Brooklyn courts are back in a big way as the borough marks a week since Sandy’s visit.

Courts were closed on Election Day, but eight trials were slated to either begin or continue on Nov. 7 as this paper went to press — a major improvement from the little work that was done after Hurricane Sandy blew through the borough.

Courts across the city were only opened for arrignments from last Wednesday through Friday. Only one jury trial was in session.

Officials told the Daily News that just more than 1,000 people came into Brooklyn Supreme Court on Wednesday — about a quarter of its usual traffic.

Still, it was important to get the wheels of justice turning again, court officials say.

“We felt it’s absolutely crucial to keep our doors open whenever humanly possible, and we accomplished that mission,” said David Bookstaver, a spokesman for the court system.

Drug kingpin faces life

A Mexican national accused of transporting more than two tons of cocaine through Brooklyn for distribution to the five boroughs is facing life in prison now that he’s pleaded guilty to drug charges.

Esteban Rodriguez-Olivera, who the FBI extradicted to the U.S. in March, admitted to running the drug muling operation that brought narcotics from Mexico to New York City.

Federal prosecutors said that Rodriguez-Olivera was one of two brothers running Los Gueros, an international drug organization responsible for shopping more than 100 tons of cocaine to the United states. In addition to pleading to charges in the U.S., Rodriguez-Olivera pleaded guilty to similar charges in Columbia, explained U.S. Attorney Loretta Lynch.

Drug Enforcement Agency investigators working in both New York, Texas, and Guadalajara, Mexico, uncovered the trail.

In 2007, the United States Organized Crime and Drug Enforcement Task Force designated the defendant and his brother, Luis Rodriguez-Olivera, drug kingpins, adding them to the list of the world’s most significant narcotics traffickers and money launderers. Los Gueros’s supply route originated in Mexico, stretched into Texas, and branched off to various points within the United States, including the New York City metropolitan area. The organization received multi-ton shipments of cocaine from Colombia along the Gulf coast of Mexico, and transported drug shipments into the United States through Laredo and McAllen, Texas.
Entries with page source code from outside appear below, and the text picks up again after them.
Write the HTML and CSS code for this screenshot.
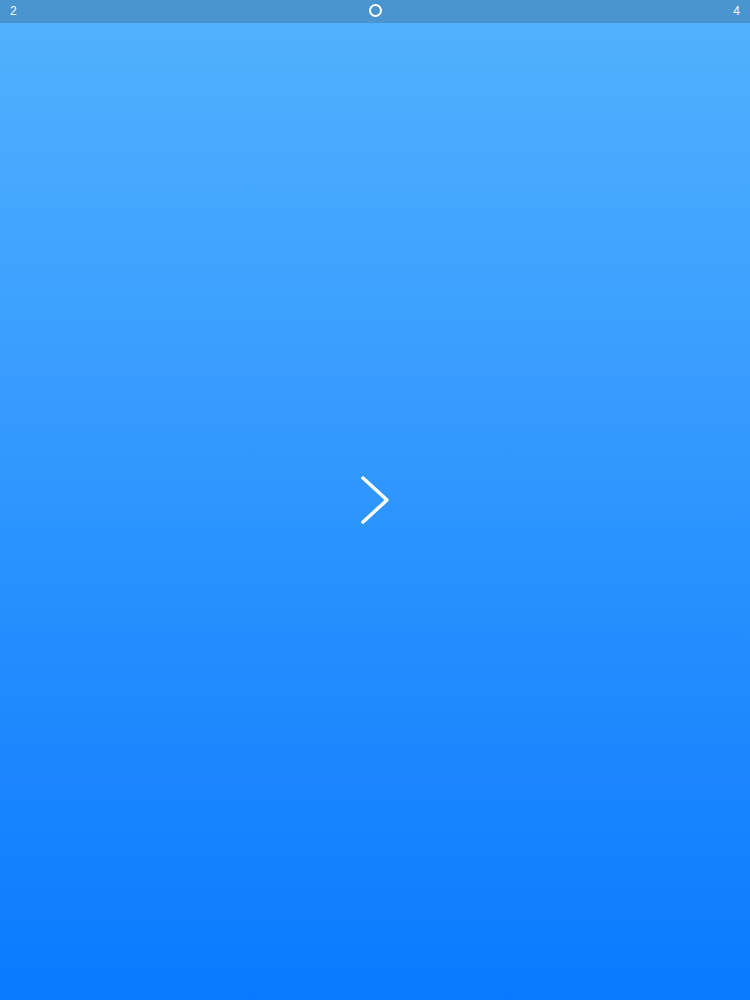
FILE: index.html
```html
<!DOCTYPE html>
<html>
<head>
<meta charset="utf-8">
<link rel="stylesheet" href="styles.css">
</head>
<body>
<div class="page">
  <div class="topbar">
    <span class="num">2</span>
    <span class="ring"></span>
    <span class="num">4</span>
  </div>
  <div class="main">
    <svg class="chevron" width="34" height="52" viewBox="0 0 34 52">
      <polyline points="4,4 28,26 4,48" fill="none" stroke="#fff" stroke-width="3.5" stroke-linecap="round" stroke-linejoin="round"/>
    </svg>
  </div>
</div>
</body>
</html>
```
FILE: styles.css
```css
html, body {
  margin: 0;
  padding: 0;
  width: 750px;
  height: 1000px;
  overflow: hidden;
}
.page {
  width: 750px;
  height: 1000px;
  display: flex;
  flex-direction: column;
  background: linear-gradient(to bottom, #53b2fe 0%, #0979ff 100%);
  font-family: "Liberation Sans", Arial, sans-serif;
}
.topbar {
  height: 23px;
  flex: none;
  background: #4a95cf;
  display: flex;
  align-items: center;
  justify-content: space-between;
  padding: 0 10px;
  color: #fff;
  font-size: 12px;
}
.ring {
  width: 9px;
  height: 9px;
  border: 2px solid #fff;
  border-radius: 50%;
  margin-top: -3px;
}
.num {
  margin-top: -1px;
}
.main {
  flex: 1;
  display: flex;
  align-items: center;
  justify-content: center;
  padding-bottom: 23px;
}
.chevron {
  margin-left: 1px;
}
```
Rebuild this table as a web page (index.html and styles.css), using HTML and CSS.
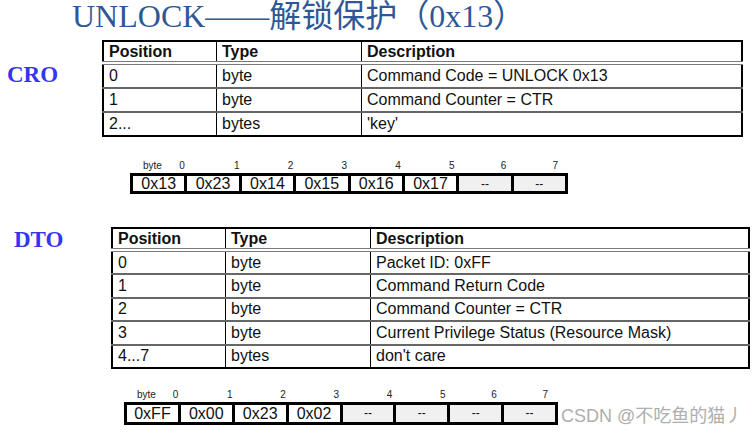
FILE: index.html
```html
<!DOCTYPE html>
<html lang="zh">
<head>
<meta charset="utf-8">
<title>UNLOCK</title>
<link rel="stylesheet" href="styles.css">
</head>
<body>
<h1 class="title">UNLOCK——解锁保护（0x13）</h1>

<section class="msg msg-cro">
  <div class="tag">CRO</div>
  <table class="spec spec-cro">
    <thead>
      <tr><th class="c-pos">Position</th><th class="c-type">Type</th><th>Description</th></tr>
    </thead>
    <tbody>
      <tr><td>0</td><td>byte</td><td>Command Code = UNLOCK 0x13</td></tr>
      <tr><td>1</td><td>byte</td><td>Command Counter = CTR</td></tr>
      <tr><td>2...</td><td>bytes</td><td>'key'</td></tr>
    </tbody>
  </table>
</section>

<div class="bytes bytes-cro">
  <div class="byte-labels">
    <span class="lbl lbl-first"><span class="lbl-word">byte</span>0</span>
    <span class="lbl">1</span><span class="lbl">2</span><span class="lbl">3</span>
    <span class="lbl">4</span><span class="lbl">5</span><span class="lbl">6</span><span class="lbl">7</span>
  </div>
  <div class="byte-line">
    <div class="cells">
      <span class="cell">0x13</span><span class="cell">0x23</span><span class="cell">0x14</span><span class="cell">0x15</span>
      <span class="cell">0x16</span><span class="cell">0x17</span><span class="cell cell-empty">--</span><span class="cell cell-empty">--</span>
    </div>
  </div>
</div>

<section class="msg msg-dto">
  <div class="tag">DTO</div>
  <table class="spec spec-dto">
    <thead>
      <tr><th class="c-pos">Position</th><th class="c-type">Type</th><th>Description</th></tr>
    </thead>
    <tbody>
      <tr><td>0</td><td>byte</td><td>Packet ID: 0xFF</td></tr>
      <tr><td>1</td><td>byte</td><td>Command Return Code</td></tr>
      <tr><td>2</td><td>byte</td><td>Command Counter = CTR</td></tr>
      <tr><td>3</td><td>byte</td><td>Current Privilege Status (Resource Mask)</td></tr>
      <tr><td>4...7</td><td>bytes</td><td>don't care</td></tr>
    </tbody>
  </table>
</section>

<div class="bytes bytes-dto">
  <div class="byte-labels">
    <span class="lbl lbl-first"><span class="lbl-word">byte</span>0</span>
    <span class="lbl">1</span><span class="lbl">2</span><span class="lbl">3</span>
    <span class="lbl">4</span><span class="lbl">5</span><span class="lbl">6</span><span class="lbl">7</span>
  </div>
  <div class="byte-line">
    <div class="cells">
      <span class="cell">0xFF</span><span class="cell">0x00</span><span class="cell">0x23</span><span class="cell">0x02</span>
      <span class="cell cell-empty">--</span><span class="cell cell-empty">--</span><span class="cell cell-empty">--</span><span class="cell cell-empty">--</span>
    </div>
    <span class="wm">CSDN @不吃鱼的猫丿</span>
  </div>
</div>
</body>
</html>
```

FILE: styles.css
```css
html, body {
  margin: 0;
  padding: 0;
  background: #fff;
}
body {
  font-family: "Liberation Sans", Arial, "Noto Sans CJK SC", sans-serif;
  color: #111;
  width: 753px;
  height: 437px;
  overflow: hidden;
}

.title {
  margin: 0;
  padding-left: 72px;
  height: 32px;
  font-family: "Liberation Serif", "Noto Sans CJK SC", serif;
  font-weight: normal;
  font-size: 32px;
  line-height: 32px;
  color: #2f5796;
  white-space: nowrap;
}

.msg {
  display: flex;
  align-items: flex-start;
}
.msg-cro {
  margin-top: 8px;
  padding-left: 7px;
}
.msg-cro .tag {
  width: 95px;
  margin-top: 23px;
}
.msg-dto {
  margin-top: 33px;
  padding-left: 14px;
}
.msg-dto .tag {
  width: 97px;
  margin-top: 1px;
}
.tag {
  flex: none;
  font-family: "Liberation Serif", serif;
  font-weight: bold;
  font-size: 23px;
  line-height: 23px;
  color: #3535ef;
}

.spec {
  border-collapse: collapse;
  border: 2px solid #000;
  font-size: 16px;
  line-height: 16px;
  color: #111;
  background: #fff;
}
.spec-cro { width: 641px; }
.spec-dto { width: 639px; }
.spec .c-pos { width: 102px; }
.spec .c-type { width: 134px; }
.spec-dto .c-type { width: 134px; }

.spec th,
.spec td {
  text-align: left;
  padding: 0 5px;
  vertical-align: middle;
  white-space: nowrap;
}
.spec th {
  height: 19px;
  font-weight: bold;
  border-bottom: 4px double #7a7a7a;
}
.spec td {
  height: 22px;
  font-weight: normal;
  border-bottom: 2px solid #666;
}
.spec tbody tr:last-child td {
  border-bottom: 2px solid #000;
}
.spec th + th,
.spec td + td {
  border-left: 1px solid #000;
}
.spec-dto td {
  height: 21.4px;
}

.bytes-cro {
  margin-top: 23px;
  padding-left: 130px;
}
.bytes-dto {
  margin-top: 20px;
  padding-left: 124px;
}

.byte-labels {
  display: flex;
  gap: 3px;
  padding: 0 3px;
  height: 13px;
  font-size: 10px;
  line-height: 12px;
  color: #222;
}
.bytes-cro .byte-labels { width: 438px; box-sizing: border-box; }
.bytes-dto .byte-labels { width: 434px; box-sizing: border-box; }

.lbl {
  flex: 1;
  text-align: right;
  padding-right: 9px;
}
.lbl:nth-child(n+6) {
  padding-right: 7px;
}
.lbl-first {
  display: flex;
  justify-content: space-between;
  padding-left: 10px;
  padding-right: 10px;
}

.byte-line {
  display: flex;
  align-items: flex-end;
}
.cells {
  display: flex;
  gap: 3px;
  border: 3px solid #000;
  background: #000;
  box-sizing: border-box;
}
.bytes-cro .cells { width: 438px; height: 21px; }
.bytes-dto .cells { width: 434px; height: 23px; }

.cell {
  flex: 1;
  background: #fff;
  text-align: center;
  font-size: 16px;
  line-height: 16px;
  color: #111;
}
.bytes-dto .cell { line-height: 17px; }
.cell-empty {
  background: #f0f0f0;
  font-size: 12px;
}

.wm {
  margin-left: 3px;
  margin-bottom: -2px;
  font-family: "Liberation Sans", "Noto Sans CJK SC", sans-serif;
  font-size: 18px;
  line-height: 22px;
  color: #aeaeae;
  white-space: nowrap;
}
```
For the period of 1996 to 2008, Los Gueros imported more than 100,000 kilograms of cocaine into the United States, and the Agency estimates that from between 2004 and 2006, the organization was responsible for shipping truckloads containing more than 2,000 kilograms (two tons) of cocaine to New York City alone. As part of the investigation, in October 2004, agents seized approximately 156 kilograms of cocaine hidden in one of the organization’s tractor-trailers; in 2005, agents seized approximately $2.1 million in drug proceeds bound for the organization in Mexico; and in January 2006, Mexican authorities seized approximately 5.2 tons of the organization’s cocaine destined for the United States.